The State Administration for Market Regulation (SAMR) imposed fines of $389,000 each on Yuanfudao, backed by tech conglomerate Tencent Holdings, and Zuoyebang, which has received funding from Jack Ma’s Alibaba Group. The firms were penalized for making misleading claims about their businesses from falsifying the qualifications of teaching staff to faking user reviews, the antitrust watchdog said.
Yuanfudao and Zuoyebang said they accepted the penalties and will rectify the relevant problems.
The explosive growth of private education providers during the pandemic has drawn increased scrutiny over the sector. Last month, China’s market regulator fined four private education providers including GSX Techedu as well as a TAL Education Group unit for pricing violations. China’s education ministry also issued a statement reiterating limits on after-school study programs in order to ensure that students get enough sleep.
“The fines are closely related to the recent crackdown on after-school tutoring institutions, focusing on their illegal activities and potential for stirring anxiety in society,” said experts. “The regulatory pressure will keep building for the rest of the year.”

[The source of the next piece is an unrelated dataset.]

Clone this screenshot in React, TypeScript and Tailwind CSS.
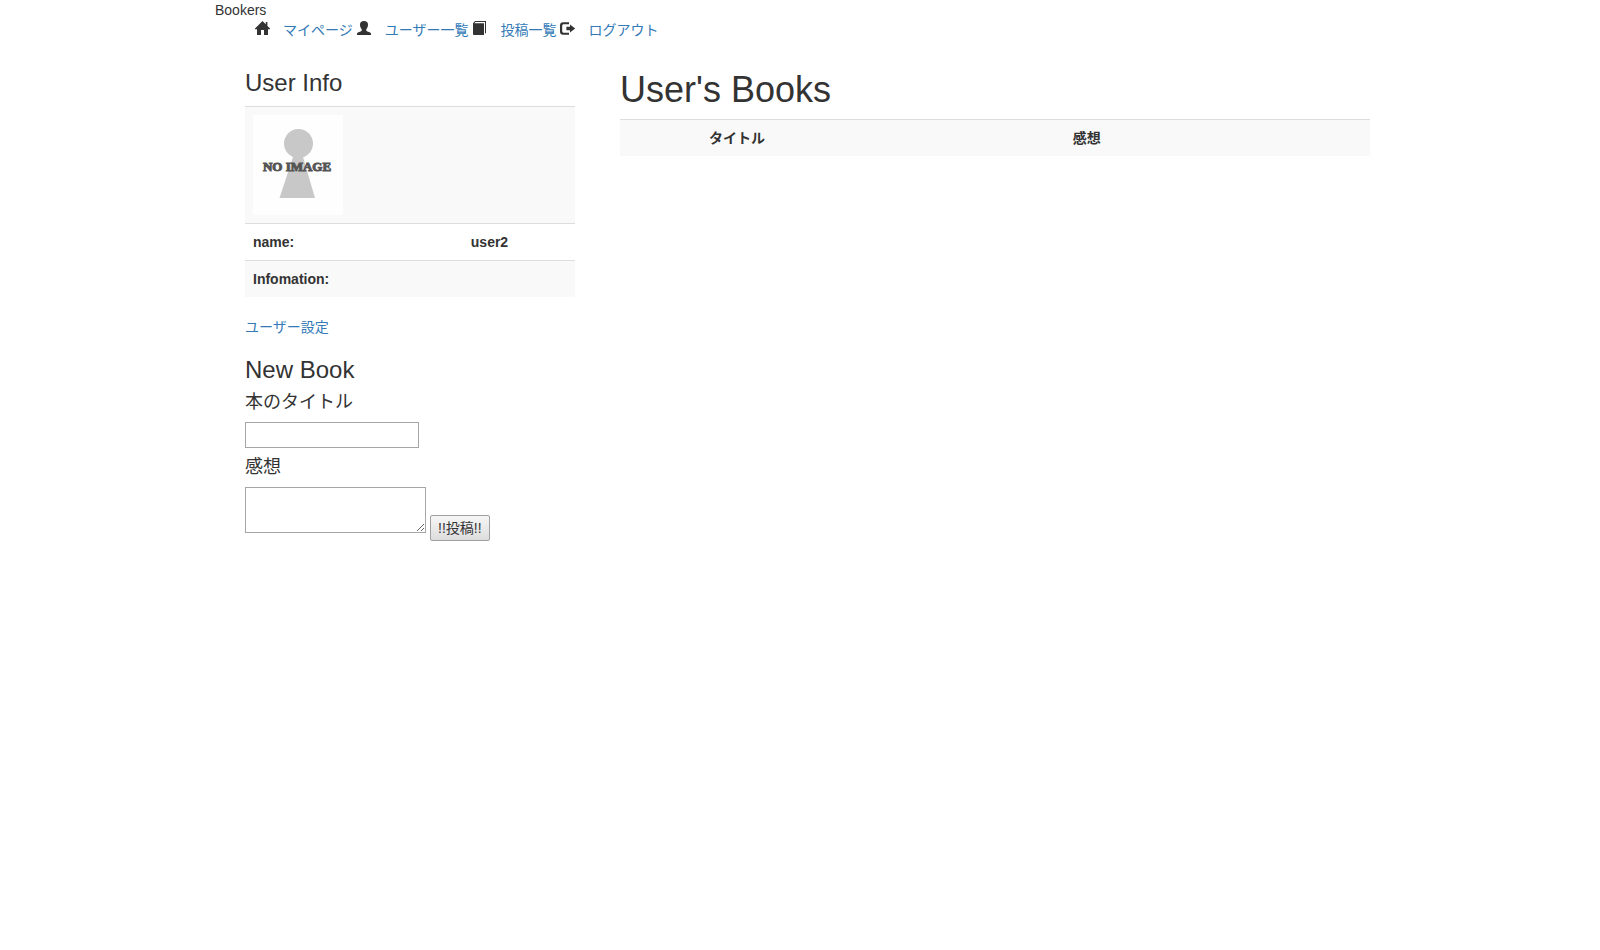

Going forward, the SAMR will intensify its regulatory supervision of after-school educational groups and crack down on illegal activities, according to the statement. The two apps are the latest in a slew of Chinese firms from giants like Alibaba and Tencent to smaller outfits like online grocery provider Nice Tuan that have fallen prey to the antitrust watchdog in recent months, as the Chinese government controls its once-freewheeling internet sector.
Both startups are said to be eyeing initial public offerings. Earlier this year, Yuanfudao was seeking at least $1 billion in fresh funding ahead of a possible initial public offering in 2022.